Why Training Harder Stops Working

Most people don’t stall because they lack discipline.

They stall because their body stops responding predictably.

They train consistently. They push harder. They follow the plan.

And yet progress becomes fragile. Energy fluctuates. Niggles appear. Performance plateaus.

The usual response is to do more.

That’s the mistake.

The real problem

Training fails when effort outpaces the body’s ability to adapt.

Performance isn’t determined by what happens in the gym alone. It’s shaped by the entire system — recovery, stress, sleep, and life load. When those inputs aren’t aligned, output-focused training eventually breaks down.

You can’t force adaptation.

You either create the conditions for it — or you don’t.

When progress becomes inconsistent, the issue is rarely motivation.

It’s mismanaged load.

Why “harder” makes things worse

Most training models reward visible effort:

• lifting heavier

• pushing conditioning

• increasing volume

• adding intensity when results slow

But adaptation doesn’t care how hard you try. It responds to whether the system can recover, absorb stress, and reorganise.

When recovery is insufficient or life stress is high:

• intensity accumulates faster than resilience

• fatigue masks readiness

• small issues turn into setbacks

• progress feels temporary instead of earned

This is how people end up training a lot — and trusting their body less.

A different way to think about performance

Sustainable performance isn’t about doing more.

It’s about matching demand to capacity — day by day, phase by phase.

That requires judgment.

1. Readiness before intensity

Not every day should produce progress.

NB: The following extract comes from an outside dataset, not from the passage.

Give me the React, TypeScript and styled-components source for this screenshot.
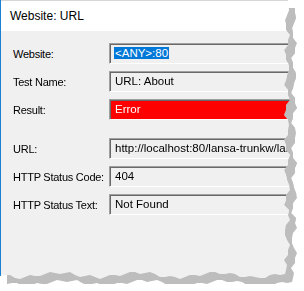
import React from 'react'
import styled, { createGlobalStyle } from 'styled-components'

const GlobalStyle = createGlobalStyle`
  html,
  body {
    margin: 0;
    background: #ffffff;
  }
  body {
    font-family: 'Liberation Sans', Arial, sans-serif;
  }
`

const WIN_W = 300
const WIN_H = 284

// torn-paper outline for the right and bottom edges
function tornEdge() {
  const pts: string[] = ['0px 0px']
  for (let y = 0; y <= 274; y += 5) {
    const x = 287 + Math.round(2.2 * Math.sin(y * 0.21) + 1.4 * Math.sin(y * 0.57 + 1))
    pts.push(`${x}px ${y}px`)
  }
  for (let x = 285; x >= 0; x -= 5) {
    const y = 275 + Math.round(2.4 * Math.sin(x * 0.08) + 1.5 * Math.sin(x * 0.31 + 2))
    pts.push(`${x}px ${y}px`)
  }
  return `polygon(${pts.join(', ')})`
}

const TORN = tornEdge()

const Shadow = styled.div`
  width: ${WIN_W}px;
  height: ${WIN_H}px;
  filter: drop-shadow(7px 8px 0.6px #bdbdbd);
`

const Window = styled.div`
  width: ${WIN_W}px;
  height: ${WIN_H}px;
  background: #f0f0f0;
  border-left: 1px solid #1b7fd4;
  box-sizing: border-box;
  clip-path: ${TORN};
  display: flex;
  flex-direction: column;
`

const TitleBar = styled.div`
  height: 31px;
  box-sizing: border-box;
  background: #ffffff;
  border-top: 1px solid #d6d6d6;
  display: flex;
  align-items: center;
  padding-left: 9px;
  font-size: 12px;
  color: #000000;
`

const Form = styled.div`
  display: grid;
  grid-template-columns: 96px 1fr;
  row-gap: 7px;
  padding: 12px 0 0 12px;
  align-items: center;
`

const Spacer = styled.div`
  grid-column: 1 / -1;
  height: 4px;
`

const Label = styled.div`
  font-size: 11px;
  letter-spacing: -0.25px;
  color: #000000;
  white-space: nowrap;
`

const Field = styled.div<{ $bg?: string; $color?: string }>`
  height: 21px;
  box-sizing: border-box;
  background: ${(p) => p.$bg ?? '#f0f0f0'};
  color: ${(p) => p.$color ?? '#000000'};
  border-top: 1px solid #a0a0a0;
  border-left: 1px solid #a0a0a0;
  border-bottom: 1px solid #ffffff;
  box-shadow: inset 1px 1px 0 #696969;
  padding: 2px 0 0 5px;
  font-size: 11.5px;
  line-height: 15px;
  white-space: nowrap;
  overflow: hidden;
`

const Selected = styled.span`
  background: #0078d7;
  color: #ffffff;
  padding: 0 1px;
  margin-left: -1px;
`

export default function App() {
  return (
    <>
      <GlobalStyle />
      <Shadow>
        <Window>
          <TitleBar>Website: URL</TitleBar>
          <Form>
            <Label>Website:</Label>
            <Field>
              <Selected>&lt;ANY&gt;:80</Selected>
            </Field>
            <Label>Test Name:</Label>
            <Field>URL: About</Field>
            <Label>Result:</Label>
            <Field $bg="#ff0000" $color="#ffffff">
              Error
            </Field>
            <Spacer />
            <Label>URL:</Label>
            <Field>http://localhost:80/lansa-trunkw/lansa?wam=about</Field>
            <Label>HTTP Status Code:</Label>
            <Field>404</Field>
            <Label>HTTP Status Text:</Label>
            <Field>Not Found</Field>
          </Form>
        </Window>
      </Shadow>
    </>
  )
}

Some days consolidate it.

Training that respects readiness allows intensity to land when it matters — instead of being wasted when the system can’t adapt.

Progressive overload works best when recovery is protecting it, not chasing it.

2. Recovery is not optional

Recovery isn’t what you do after training. It’s what makes training work.

Sleep quality, rest days, and spacing of hard efforts determine whether strength, power, and conditioning actually improve — or simply accumulate fatigue.

When recovery is treated as a performance tool, not an afterthought, training becomes repeatable instead of reactive.

3. Stress is part of the training load

Stress doesn’t sit outside training — it competes with it.

Poor sleep, cognitive demand, travel, and emotional load all tax the same system responsible for adaptation. Ignoring that reality is how good plans fail in real life.

Effective training accounts for:

• fluctuations in energy

• changes in life demand

• when to push

• when restraint protects progress

Who this matters for

This approach becomes essential once progress stops being reliable.

When training harder no longer guarantees improvement.

When setbacks cost more than they used to.

When confidence depends on knowing when to push — and when not to.

At that point, judgment matters more than effort.

The bottom line

Progress doesn’t come from intensity alone.

It comes from applying the right stress at the right time — and allowing adaptation to occur.

Train hard when it’s productive.

Pull back when it protects progress.

Build a system that supports performance instead of fighting it.

When the foundation is solid, performance follows — consistently.